Hung Tak Wai, Wong Ting Chueng, and Lee Yee Lak Elliot, eds.

Using digital keyword search method from the perspective of conceptual history, this sourcebook systemically traces the appearance of the 18th-century neologism “Huimin” (roughly translated as “Muslim subjects”) in the Chinese historical imperial court record – the Veritable Records of the Qing 《清實錄》. The appearance of “Huimin” in the official Qing court history testifies to the imperial efforts to legitimize the incorporation of Muslims into the empire while maintaining a distinction of these subjects’ unique communal identity, i.e., them being Muslims. This ambiguous conceptualization of Muslims as “us” in the legal-political sense but “them” in the cultural sense had repercussions on the “ethnicization” of Muslimness in China from the 19th century to these days. While the high Qing emperors, in various instances, issued edicts favoring the treatment of Muslims in the former sense as legitimate subjects of the empire, their Confucian bureaucrats contested and regarded Muslims as constant suspects of heterodoxy – thus, elements of instability. In other instances, the emperors resorted to delimiting Islamic practices such as cattle slaughter by arguing with economic rationales; nor were they able to go beyond the orthodox/heterodox binary when discussing measures in pacifying different uprisings involving Muslims in the late 18th century.
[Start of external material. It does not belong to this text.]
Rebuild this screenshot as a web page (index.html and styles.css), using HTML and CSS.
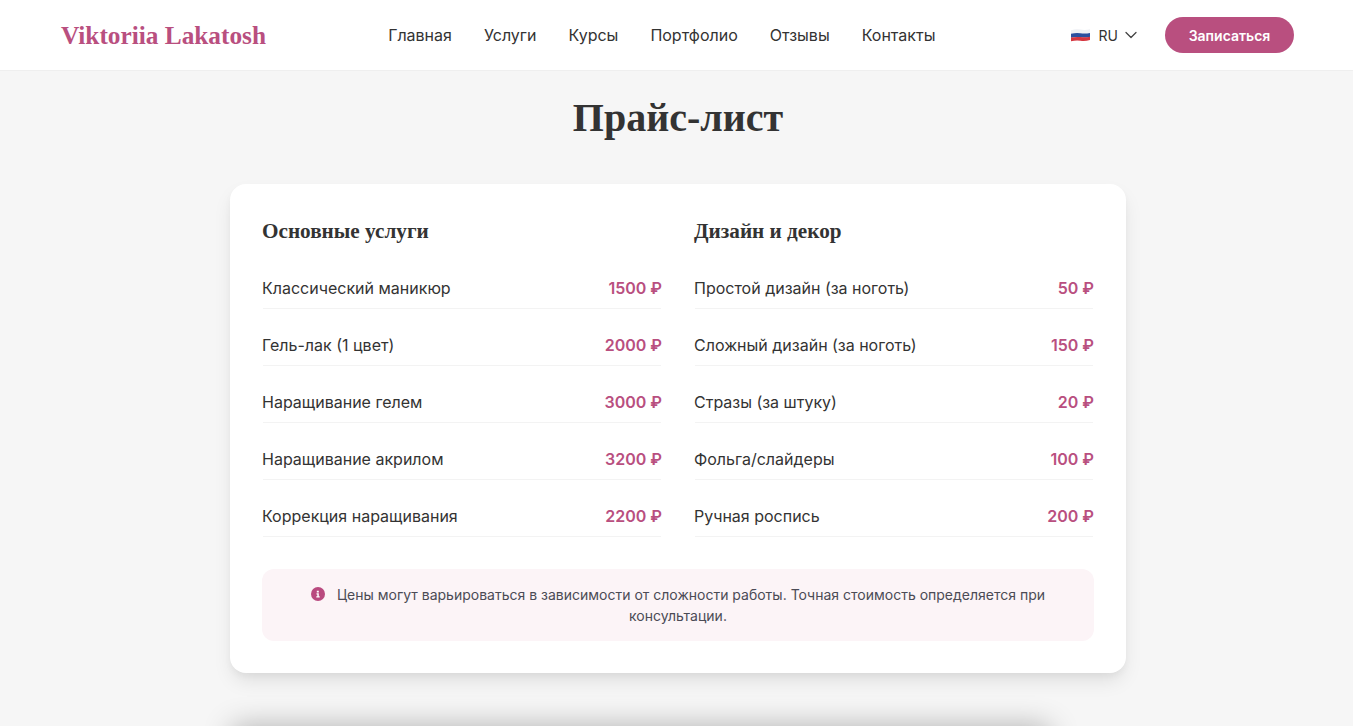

In these imperial discourses, “Huimin” was further juxtaposed with conceptual distinctions along geography, ethnicity, language, and Islamic institutions (Sufi orders or not). By following the concept of “Huimin,” the sourcebook illuminates how Muslims were subjugated to Qing imperial rule and, in turn, participated in the very dynamics that kept reshaping the imperial governance. These dynamics included Eurasian early modern imperial struggles, transregional migration and (religious) knowledge circulation, regional economy, politics, and the construction of state orthodoxy and imperial local indirect rule. The conceptual history of “Huimin” will shed new light on the distinction and entanglement of Islam in Qing China with imperial (geo)politics together with the material/social processes and conditions that enabled this history.
Hung Tak Wai, Wong Ting Chueng, and Lee Yee Lak Elliot, eds. Huimin (Muslim Subjects): Pre-1800 Historical Sources about the Qing Empire and Islam in the Veritable Records of the Qing [「回民」──《清實錄》所載1800年前大清帝國與伊斯蘭教史料彙編]. Hong Kong: Centre for the Study of Islam Culture, the Chinese University of Hong Kong, 2022.